Ungewöhnlichster Vorwurf
Schmidt-Chanasit warnte vor Alarmismus: Er könne sich noch gut an die Schlagzeile erinnern „Das Tönnies-Fleisch ist brandgefährlich“, berichtete der Virologe „Diese Schlagzeile ist brandgefährlich, weil das wieder zur Verunsicherung führt!“
„Es liegt nicht nur an den Werkverträgen, sondern auch an der Art und Weise, wie die EU-Osterweiterung stattfand“, schimpfte die Publizistin. Besonders beklagte sie, „dass Deutschland meinte, es habe das Recht, dort auf billige Arbeitskräfte zuzugreifen.“ Ihr Urteil: „Wir sprechen hier auch von einer Form der Dehumanisierung.“ Puh!
Vernünftigste Vorschläge
„Wir müssen über eine Agrarwende diskutieren“, kündigte Söder an.
„Die Solidarität muss jetzt global werden!“ forderte die Journalistin.
Ärztin Teichert klagte über die schlechte Bezahlung in den Gesundheitsämtern: „Ich kann nicht einerseits sagen, die Leute machen das ganz toll, und sie beklatschen, und kaum sind die Infiziertenzahlen rückläufig, erinnere ich mich nicht mehr daran. Das ist irgendwie scheinheilig!“
Ihre wichtigste Erkenntnis: „Das Virus richtet sich nicht nach den sozialen Verhältnissen. Das Crowding ist das Problem!“
Beschwingtestes Finale
„Die Solidarität nicht nur politisch, sondern in der Gesellschaft, gegenüber unseren Eltern und Großeltern, das müssen wir wirklich aufrecht erhalten“, mahnte Söder zum Schluss.
„Deshalb haben Sie auch vorgeschlagen, man solle am besten zu Hause mit seiner Frau im Wohnzimmer tanzen“ frozzelte die Talkmasterin.
In der Runde wurde gekichert, doch Söder blieb cool: „Das ist nie falsch, Frau Illner!
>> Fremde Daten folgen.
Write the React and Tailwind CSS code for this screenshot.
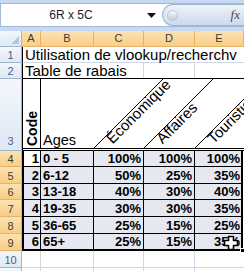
import React from "react";

const rows = [
  { h: "h-[16px]", code: 1, age: "0 - 5", c: "100%", d: "100%", e: "100%" },
  { h: "h-[17px]", code: 2, age: "6-12", c: "50%", d: "25%", e: "35%" },
  { h: "h-[16px]", code: 3, age: "13-18", c: "40%", d: "30%", e: "40%" },
  { h: "h-[17px]", code: 4, age: "19-35", c: "30%", d: "30%", e: "35%" },
  { h: "h-[17px]", code: 5, age: "36-65", c: "25%", d: "15%", e: "25%" },
  { h: "h-[15px]", code: 6, age: "65+", c: "25%", d: "15%", e: "35%" },
];

const orangeHead =
  "bg-gradient-to-b from-[#fbe2b3] to-[#f7cf86] border-[#e6b36a] text-[#3b3b3b]";
const blueHead =
  "bg-gradient-to-b from-[#f3f7fc] to-[#dfe8f5] border-[#9eb6ce] text-[#4d6185]";

function RowHead({ label, className, selected }) {
  return (
    <div
      className={`flex items-end justify-center pb-[1px] border-r border-b text-[11px] leading-none ${
        selected ? orangeHead : blueHead
      } ${className}`}
    >
      {label}
    </div>
  );
}

function ColHead({ label, className }) {
  return (
    <div
      className={`flex items-center justify-center border-r border-b text-[11px] leading-none ${orangeHead} ${className}`}
    >
      {label}
    </div>
  );
}

export default function App() {
  return (
    <div className="w-[244px] h-[271px] overflow-hidden relative bg-white font-['Liberation_Sans',Arial,sans-serif] text-black select-none">
      {/* formula bar */}
      <div className="h-[31px] bg-[#c6d9f1] pt-[3px] pb-[4px] flex">
        <div className="flex-1 flex items-center bg-white border-y border-l border-[#a2b8d6]">
          <div className="w-[140px] text-center text-[12px] text-[#1e1e1e]">6R x 5C</div>
          <svg width="9" height="5" viewBox="0 0 9 5" className="ml-[6px]">
            <path d="M0 0 H9 L4.5 5 Z" fill="#111" />
          </svg>
          <div className="ml-auto h-[22px] w-[82px] rounded-l-full border border-r-0 border-[#9fb4d0] bg-gradient-to-b from-[#eef3fa] to-[#ccdaed] flex items-center pl-[4px]">
            <div className="w-[11px] h-[11px] rounded-full border border-[#b9c4d2] bg-gradient-to-b from-[#f6f7f8] to-[#c9ced6]" />
            <span className="ml-auto mr-[4px] italic font-['Liberation_Serif',serif] text-[13px] text-[#4a4a4a]">
              fx
            </span>
          </div>
        </div>
      </div>

      {/* sheet */}
      <div className="flex">
        {/* row headers */}
        <div className="w-[22px] flex flex-col">
          <div className={`h-[16px] border-r border-b relative ${blueHead}`}>
            <svg width="8" height="8" className="absolute right-[2px] bottom-[2px]">
              <path d="M8 0 V8 H0 Z" fill="#b6c6db" />
            </svg>
          </div>
          <RowHead label="1" className="h-[16px]" />
          <RowHead label="2" className="h-[16px]" />
          <RowHead label="3" className="h-[72px] pb-[3px]" />
          {rows.map((r, i) => (
            <RowHead
              key={i}
              label={String(i + 4)}
              selected
              className={i === 5 ? "h-[17px]" : r.h}
            />
          ))}
          <RowHead label="10" className="h-[17px]" />
          <RowHead label="" className="h-[17px]" />
        </div>

        {/* cells */}
        <div className="flex-1 flex flex-col">
          <div className="h-[16px] flex">
            <ColHead label="A" className="w-[19px]" />
            <ColHead label="B" className="w-[53px]" />
            <ColHead label="C" className="w-[50px]" />
            <ColHead label="D" className="w-[51px]" />
            <ColHead label="E" className="flex-1" />
          </div>

          {/* row 1 */}
          <div className="h-[16px] flex items-center border-l border-black border-b border-b-[#d0d7e5] pl-[2px] text-[15px] leading-none whitespace-nowrap">
            Utilisation de vlookup/recherchv
          </div>

          {/* row 2 */}
          <div className="h-[16px] flex border-l border-black border-b">
            <div className="w-[121px] border-r border-[#d0d7e5] flex items-center pl-[2px] text-[15px] leading-none whitespace-nowrap">
              Table de rabais
            </div>
            <div className="w-[51px] border-r border-[#d0d7e5]" />
            <div className="flex-1" />
          </div>

          {/* row 3 */}
          <div className="h-[72px] flex border-l border-black border-b-[3px] border-double">
            <div className="w-[18px] border-r border-black flex items-end justify-center pb-[2px]">
              <span className="[writing-mode:vertical-rl] rotate-180 font-bold text-[14px] leading-none">
                Code
              </span>
            </div>
            <div className="w-[53px] flex items-end pl-[2px] pb-[1px] text-[14.5px] leading-none">
              Ages
            </div>
            <div className="flex-1 relative">
              <svg className="absolute inset-0" width="150" height="69">
                <path d="M0 69 L69 0 M50 69 L119 0 M101 69 L170 0" stroke="#000" strokeWidth="1" />
              </svg>
              <span className="absolute left-[20px] bottom-[2px] origin-bottom-left -rotate-45 text-[15px] leading-none whitespace-nowrap">
                Économique
              </span>
              <span className="absolute left-[70px] bottom-[2px] origin-bottom-left -rotate-45 text-[15px] leading-none whitespace-nowrap">
                Affaires
              </span>
              <span className="absolute left-[121px] bottom-[2px] origin-bottom-left -rotate-45 text-[15px] leading-none whitespace-nowrap">
                Touristique
              </span>
            </div>
          </div>

          {/* rows 4-9, selected */}
          <div className="relative mr-[1px] border-x-2 border-b-2 border-black">
            {rows.map((r, i) => (
              <div
                key={i}
                className={`${r.h} flex font-bold text-[13px] leading-none ${
                  i < 5 ? "border-b border-black" : ""
                }`}
              >
                <div
                  className={`w-[17px] border-r border-black flex items-center justify-end pr-[1px] ${
                    i === 0 ? "bg-white" : "bg-[#e6e8f1]"
                  }`}
                >
                  {r.code}
                </div>
                <div className="w-[53px] border-r border-black bg-[#e6e8f1] flex items-center pl-[2px]">
                  {r.age}
                </div>
                <div className="w-[50px] border-r border-black bg-[#e6e8f1] flex items-center justify-end pr-[2px]">
                  {r.c}
                </div>
                <div className="w-[51px] border-r border-black bg-[#e6e8f1] flex items-center justify-end pr-[2px]">
                  {r.d}
                </div>
                <div className="flex-1 bg-[#e6e8f1] flex items-center justify-end pr-[1px]">
                  {r.e}
                </div>
              </div>
            ))}
            <div className="absolute -right-[4px] -bottom-[4px] w-[5px] h-[5px] bg-black border border-white" />
          </div>

          {/* rows 10-11 */}
          {[0, 1].map((k) => (
            <div key={k} className="h-[17px] flex">
              <div className="w-[19px] border-r border-b border-[#d0d7e5]" />
              <div className="w-[53px] border-r border-b border-[#d0d7e5]" />
              <div className="w-[50px] border-r border-b border-[#d0d7e5]" />
              <div className="w-[51px] border-r border-b border-[#d0d7e5]" />
              <div className="flex-1 border-b border-[#d0d7e5]" />
            </div>
          ))}
        </div>
      </div>

      {/* mouse cursor */}
      <svg width="16" height="16" viewBox="0 0 16 16" className="absolute left-[223px] top-[235px]">
        <path
          d="M5.5 1.5 H10.5 V5.5 H14.5 V10.5 H10.5 V14.5 H5.5 V10.5 H1.5 V5.5 H5.5 Z"
          fill="#fff"
          stroke="#000"
          strokeWidth="1.6"
          strokeLinejoin="round"
        />
      </svg>
    </div>
  );
}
Das ist nie falsch!“
Fazit: Bleischweres Thema, trotzdem hohes Tempo. Niemand machte den Hulk, alle verzichteten total auf jede Form von Bedeutungsblähung und die Talkmasterin kam ohne vormundschaftliche Schiedsrichterei zurecht. Das war eine Talkshow der Kategorie „Freundschaftsspiel“.